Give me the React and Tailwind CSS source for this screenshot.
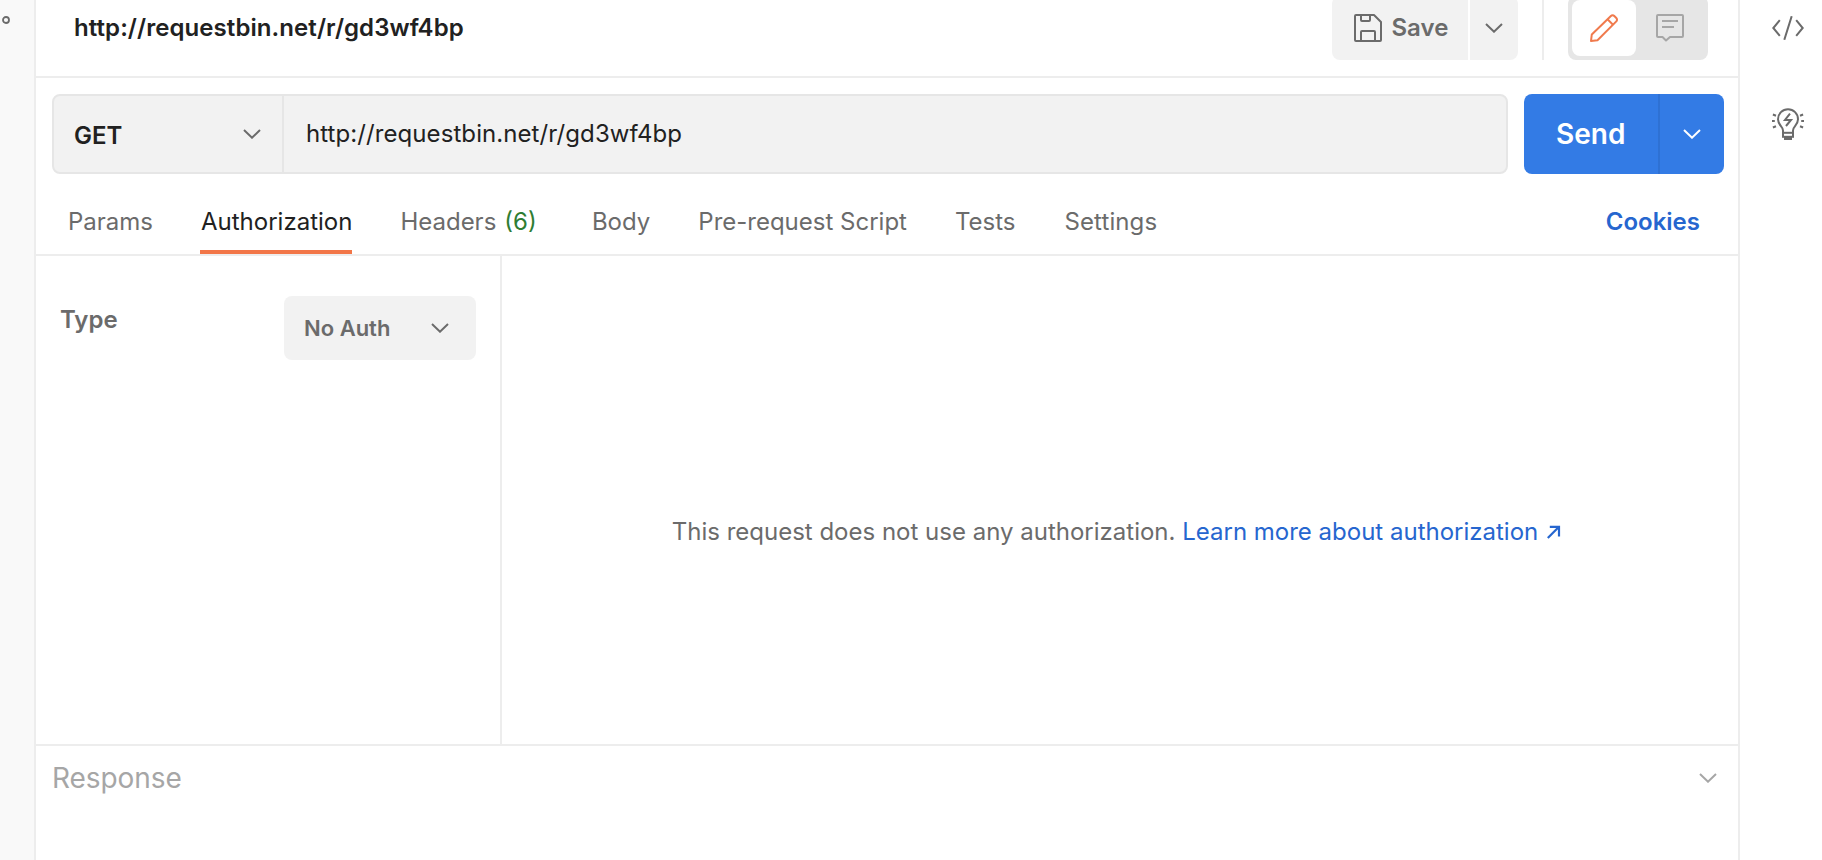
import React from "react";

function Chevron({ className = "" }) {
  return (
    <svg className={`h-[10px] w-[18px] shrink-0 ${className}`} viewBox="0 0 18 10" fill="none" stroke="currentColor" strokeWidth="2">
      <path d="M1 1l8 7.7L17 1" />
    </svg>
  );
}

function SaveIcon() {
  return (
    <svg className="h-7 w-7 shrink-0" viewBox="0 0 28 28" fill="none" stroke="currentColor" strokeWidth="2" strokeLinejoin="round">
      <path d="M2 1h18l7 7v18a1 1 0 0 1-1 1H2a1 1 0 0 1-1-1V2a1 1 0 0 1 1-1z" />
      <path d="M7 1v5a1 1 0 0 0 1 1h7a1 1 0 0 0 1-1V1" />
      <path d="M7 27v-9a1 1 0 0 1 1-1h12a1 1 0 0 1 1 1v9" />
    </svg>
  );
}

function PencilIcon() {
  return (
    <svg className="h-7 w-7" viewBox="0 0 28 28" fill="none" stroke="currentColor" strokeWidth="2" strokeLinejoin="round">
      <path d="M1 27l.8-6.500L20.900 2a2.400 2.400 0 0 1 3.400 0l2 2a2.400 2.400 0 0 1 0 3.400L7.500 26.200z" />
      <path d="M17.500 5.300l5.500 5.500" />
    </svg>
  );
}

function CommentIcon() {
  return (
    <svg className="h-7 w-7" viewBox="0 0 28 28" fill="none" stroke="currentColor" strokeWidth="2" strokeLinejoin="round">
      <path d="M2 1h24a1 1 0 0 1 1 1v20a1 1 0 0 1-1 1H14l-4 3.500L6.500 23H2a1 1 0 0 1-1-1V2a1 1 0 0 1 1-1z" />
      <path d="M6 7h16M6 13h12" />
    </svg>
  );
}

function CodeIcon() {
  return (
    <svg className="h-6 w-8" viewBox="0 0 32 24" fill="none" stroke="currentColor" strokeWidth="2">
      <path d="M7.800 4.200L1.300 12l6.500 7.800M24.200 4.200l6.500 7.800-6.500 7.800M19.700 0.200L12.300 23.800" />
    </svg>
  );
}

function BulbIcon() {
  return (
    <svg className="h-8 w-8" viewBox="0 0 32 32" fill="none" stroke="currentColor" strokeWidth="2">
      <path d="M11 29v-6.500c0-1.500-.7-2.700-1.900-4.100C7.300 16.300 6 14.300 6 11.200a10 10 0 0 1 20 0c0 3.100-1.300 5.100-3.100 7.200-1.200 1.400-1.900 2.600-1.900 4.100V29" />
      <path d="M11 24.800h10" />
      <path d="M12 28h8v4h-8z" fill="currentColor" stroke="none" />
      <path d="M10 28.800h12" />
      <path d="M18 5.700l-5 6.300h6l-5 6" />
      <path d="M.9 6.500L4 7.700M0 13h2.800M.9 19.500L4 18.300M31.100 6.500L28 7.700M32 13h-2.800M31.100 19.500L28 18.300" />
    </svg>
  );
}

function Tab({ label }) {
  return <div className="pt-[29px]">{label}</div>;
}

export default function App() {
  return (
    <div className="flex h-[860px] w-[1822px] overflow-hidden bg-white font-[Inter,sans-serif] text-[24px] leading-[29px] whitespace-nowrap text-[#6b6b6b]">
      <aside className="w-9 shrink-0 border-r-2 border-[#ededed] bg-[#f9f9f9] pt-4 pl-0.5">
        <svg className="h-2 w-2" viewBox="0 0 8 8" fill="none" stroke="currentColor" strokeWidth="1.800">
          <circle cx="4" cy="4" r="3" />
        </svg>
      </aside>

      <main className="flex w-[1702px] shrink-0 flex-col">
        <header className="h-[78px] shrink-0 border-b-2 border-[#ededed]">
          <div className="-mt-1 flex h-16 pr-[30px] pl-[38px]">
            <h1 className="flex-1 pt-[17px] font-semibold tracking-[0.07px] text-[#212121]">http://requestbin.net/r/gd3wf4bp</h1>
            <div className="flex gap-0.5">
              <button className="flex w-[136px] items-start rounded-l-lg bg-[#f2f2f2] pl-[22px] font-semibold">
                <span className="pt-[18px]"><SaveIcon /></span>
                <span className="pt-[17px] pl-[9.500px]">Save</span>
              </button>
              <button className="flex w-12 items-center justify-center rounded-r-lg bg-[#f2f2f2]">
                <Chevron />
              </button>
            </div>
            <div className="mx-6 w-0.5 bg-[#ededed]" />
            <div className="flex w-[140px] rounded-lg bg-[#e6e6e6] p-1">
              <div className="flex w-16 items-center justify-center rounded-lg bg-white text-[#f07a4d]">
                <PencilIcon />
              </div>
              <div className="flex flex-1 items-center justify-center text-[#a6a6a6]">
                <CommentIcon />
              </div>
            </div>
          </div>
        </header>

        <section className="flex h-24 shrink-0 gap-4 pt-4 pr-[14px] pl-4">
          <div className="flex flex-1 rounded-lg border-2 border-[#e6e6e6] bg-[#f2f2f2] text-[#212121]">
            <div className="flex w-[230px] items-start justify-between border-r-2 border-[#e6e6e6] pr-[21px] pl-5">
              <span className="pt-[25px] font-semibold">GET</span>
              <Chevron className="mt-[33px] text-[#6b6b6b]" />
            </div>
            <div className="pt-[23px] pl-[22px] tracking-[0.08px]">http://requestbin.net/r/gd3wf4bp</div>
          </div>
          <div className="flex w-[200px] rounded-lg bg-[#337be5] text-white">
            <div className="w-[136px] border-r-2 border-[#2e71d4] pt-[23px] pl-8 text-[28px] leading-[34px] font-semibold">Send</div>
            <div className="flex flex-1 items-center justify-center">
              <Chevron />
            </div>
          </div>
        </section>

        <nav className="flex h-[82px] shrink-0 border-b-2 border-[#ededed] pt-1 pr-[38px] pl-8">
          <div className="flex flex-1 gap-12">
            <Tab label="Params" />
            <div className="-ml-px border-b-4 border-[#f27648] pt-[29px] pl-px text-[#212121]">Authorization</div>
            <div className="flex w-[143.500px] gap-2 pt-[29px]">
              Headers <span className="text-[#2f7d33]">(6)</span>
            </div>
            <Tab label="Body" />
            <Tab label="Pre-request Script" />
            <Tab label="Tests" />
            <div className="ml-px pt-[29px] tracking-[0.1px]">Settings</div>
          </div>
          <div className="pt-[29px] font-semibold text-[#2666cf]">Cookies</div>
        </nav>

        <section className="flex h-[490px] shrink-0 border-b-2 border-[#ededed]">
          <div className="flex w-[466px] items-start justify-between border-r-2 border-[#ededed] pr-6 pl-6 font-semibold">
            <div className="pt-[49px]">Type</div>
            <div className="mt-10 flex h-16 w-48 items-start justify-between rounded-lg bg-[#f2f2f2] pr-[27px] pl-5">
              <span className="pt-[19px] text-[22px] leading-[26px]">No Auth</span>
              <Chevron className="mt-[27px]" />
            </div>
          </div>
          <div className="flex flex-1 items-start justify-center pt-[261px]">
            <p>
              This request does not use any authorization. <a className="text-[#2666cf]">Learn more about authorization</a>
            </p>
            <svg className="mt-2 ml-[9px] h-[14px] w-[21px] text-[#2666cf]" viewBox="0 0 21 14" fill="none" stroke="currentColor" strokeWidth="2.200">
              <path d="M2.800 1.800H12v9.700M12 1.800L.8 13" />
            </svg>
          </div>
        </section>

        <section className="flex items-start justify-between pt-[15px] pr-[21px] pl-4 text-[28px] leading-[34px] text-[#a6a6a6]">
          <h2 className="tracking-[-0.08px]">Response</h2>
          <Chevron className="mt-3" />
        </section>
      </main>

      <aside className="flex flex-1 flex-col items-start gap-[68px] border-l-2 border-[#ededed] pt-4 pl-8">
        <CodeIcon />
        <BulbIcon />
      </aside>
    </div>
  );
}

━━━

### Problem description:
Copy the listing word for word, excluding its pictures.

### Task result:
Give me the React and Tailwind CSS source for this screenshot.
import React from "react";

function Chevron({ className = "" }) {
  return (
    <svg className={`h-[10px] w-[18px] shrink-0 ${className}`} viewBox="0 0 18 10" fill="none" stroke="currentColor" strokeWidth="2">
      <path d="M1 1l8 7.7L17 1" />
    </svg>
  );
}

function SaveIcon() {
  return (
    <svg className="h-7 w-7 shrink-0" viewBox="0 0 28 28" fill="none" stroke="currentColor" strokeWidth="2" strokeLinejoin="round">
      <path d="M2 1h18l7 7v18a1 1 0 0 1-1 1H2a1 1 0 0 1-1-1V2a1 1 0 0 1 1-1z" />
      <path d="M7 1v5a1 1 0 0 0 1 1h7a1 1 0 0 0 1-1V1" />
      <path d="M7 27v-9a1 1 0 0 1 1-1h12a1 1 0 0 1 1 1v9" />
    </svg>
  );
}

function PencilIcon() {
  return (
    <svg className="h-7 w-7" viewBox="0 0 28 28" fill="none" stroke="currentColor" strokeWidth="2" strokeLinejoin="round">
      <path d="M1 27l.8-6.500L20.900 2a2.400 2.400 0 0 1 3.400 0l2 2a2.400 2.400 0 0 1 0 3.400L7.500 26.200z" />
      <path d="M17.500 5.300l5.500 5.500" />
    </svg>
  );
}

function CommentIcon() {
  return (
    <svg className="h-7 w-7" viewBox="0 0 28 28" fill="none" stroke="currentColor" strokeWidth="2" strokeLinejoin="round">
      <path d="M2 1h24a1 1 0 0 1 1 1v20a1 1 0 0 1-1 1H14l-4 3.500L6.500 23H2a1 1 0 0 1-1-1V2a1 1 0 0 1 1-1z" />
      <path d="M6 7h16M6 13h12" />
    </svg>
  );
}

function CodeIcon() {
  return (
    <svg className="h-6 w-8" viewBox="0 0 32 24" fill="none" stroke="currentColor" strokeWidth="2">
      <path d="M7.800 4.200L1.300 12l6.500 7.800M24.200 4.200l6.500 7.800-6.500 7.800M19.700 0.200L12.300 23.800" />
    </svg>
  );
}

function BulbIcon() {
  return (
    <svg className="h-8 w-8" viewBox="0 0 32 32" fill="none" stroke="currentColor" strokeWidth="2">
      <path d="M11 29v-6.500c0-1.500-.7-2.700-1.900-4.100C7.300 16.300 6 14.300 6 11.200a10 10 0 0 1 20 0c0 3.100-1.300 5.100-3.100 7.200-1.200 1.400-1.900 2.600-1.900 4.100V29" />
      <path d="M11 24.800h10" />
      <path d="M12 28h8v4h-8z" fill="currentColor" stroke="none" />
      <path d="M10 28.800h12" />
      <path d="M18 5.700l-5 6.300h6l-5 6" />
      <path d="M.9 6.500L4 7.700M0 13h2.800M.9 19.500L4 18.300M31.100 6.500L28 7.700M32 13h-2.800M31.100 19.500L28 18.300" />
    </svg>
  );
}

function Tab({ label }) {
  return <div className="pt-[29px]">{label}</div>;
}

export default function App() {
  return (
    <div className="flex h-[860px] w-[1822px] overflow-hidden bg-white font-[Inter,sans-serif] text-[24px] leading-[29px] whitespace-nowrap text-[#6b6b6b]">
      <aside className="w-9 shrink-0 border-r-2 border-[#ededed] bg-[#f9f9f9] pt-4 pl-0.5">
        <svg className="h-2 w-2" viewBox="0 0 8 8" fill="none" stroke="currentColor" strokeWidth="1.800">
          <circle cx="4" cy="4" r="3" />
        </svg>
      </aside>

      <main className="flex w-[1702px] shrink-0 flex-col">
        <header className="h-[78px] shrink-0 border-b-2 border-[#ededed]">
          <div className="-mt-1 flex h-16 pr-[30px] pl-[38px]">
            <h1 className="flex-1 pt-[17px] font-semibold tracking-[0.07px] text-[#212121]">http://requestbin.net/r/gd3wf4bp</h1>
            <div className="flex gap-0.5">
              <button className="flex w-[136px] items-start rounded-l-lg bg-[#f2f2f2] pl-[22px] font-semibold">
                <span className="pt-[18px]"><SaveIcon /></span>
                <span className="pt-[17px] pl-[9.500px]">Save</span>
              </button>
              <button className="flex w-12 items-center justify-center rounded-r-lg bg-[#f2f2f2]">
                <Chevron />
              </button>
            </div>
            <div className="mx-6 w-0.5 bg-[#ededed]" />
            <div className="flex w-[140px] rounded-lg bg-[#e6e6e6] p-1">
              <div className="flex w-16 items-center justify-center rounded-lg bg-white text-[#f07a4d]">
                <PencilIcon />
              </div>
              <div className="flex flex-1 items-center justify-center text-[#a6a6a6]">
                <CommentIcon />
              </div>
            </div>
          </div>
        </header>

        <section className="flex h-24 shrink-0 gap-4 pt-4 pr-[14px] pl-4">
          <div className="flex flex-1 rounded-lg border-2 border-[#e6e6e6] bg-[#f2f2f2] text-[#212121]">
            <div className="flex w-[230px] items-start justify-between border-r-2 border-[#e6e6e6] pr-[21px] pl-5">
              <span className="pt-[25px] font-semibold">GET</span>
              <Chevron className="mt-[33px] text-[#6b6b6b]" />
            </div>
            <div className="pt-[23px] pl-[22px] tracking-[0.08px]">http://requestbin.net/r/gd3wf4bp</div>
          </div>
          <div className="flex w-[200px] rounded-lg bg-[#337be5] text-white">
            <div className="w-[136px] border-r-2 border-[#2e71d4] pt-[23px] pl-8 text-[28px] leading-[34px] font-semibold">Send</div>
            <div className="flex flex-1 items-center justify-center">
              <Chevron />
            </div>
          </div>
        </section>

        <nav className="flex h-[82px] shrink-0 border-b-2 border-[#ededed] pt-1 pr-[38px] pl-8">
          <div className="flex flex-1 gap-12">
            <Tab label="Params" />
            <div className="-ml-px border-b-4 border-[#f27648] pt-[29px] pl-px text-[#212121]">Authorization</div>
            <div className="flex w-[143.500px] gap-2 pt-[29px]">
              Headers <span className="text-[#2f7d33]">(6)</span>
            </div>
            <Tab label="Body" />
            <Tab label="Pre-request Script" />
            <Tab label="Tests" />
            <div className="ml-px pt-[29px] tracking-[0.1px]">Settings</div>
          </div>
          <div className="pt-[29px] font-semibold text-[#2666cf]">Cookies</div>
        </nav>

        <section className="flex h-[490px] shrink-0 border-b-2 border-[#ededed]">
          <div className="flex w-[466px] items-start justify-between border-r-2 border-[#ededed] pr-6 pl-6 font-semibold">
            <div className="pt-[49px]">Type</div>
            <div className="mt-10 flex h-16 w-48 items-start justify-between rounded-lg bg-[#f2f2f2] pr-[27px] pl-5">
              <span className="pt-[19px] text-[22px] leading-[26px]">No Auth</span>
              <Chevron className="mt-[27px]" />
            </div>
          </div>
          <div className="flex flex-1 items-start justify-center pt-[261px]">
            <p>
              This request does not use any authorization. <a className="text-[#2666cf]">Learn more about authorization</a>
            </p>
            <svg className="mt-2 ml-[9px] h-[14px] w-[21px] text-[#2666cf]" viewBox="0 0 21 14" fill="none" stroke="currentColor" strokeWidth="2.200">
              <path d="M2.800 1.800H12v9.700M12 1.800L.8 13" />
            </svg>
          </div>
        </section>

        <section className="flex items-start justify-between pt-[15px] pr-[21px] pl-4 text-[28px] leading-[34px] text-[#a6a6a6]">
          <h2 className="tracking-[-0.08px]">Response</h2>
          <Chevron className="mt-3" />
        </section>
      </main>

      <aside className="flex flex-1 flex-col items-start gap-[68px] border-l-2 border-[#ededed] pt-4 pl-8">
        <CodeIcon />
        <BulbIcon />
      </aside>
    </div>
  );
}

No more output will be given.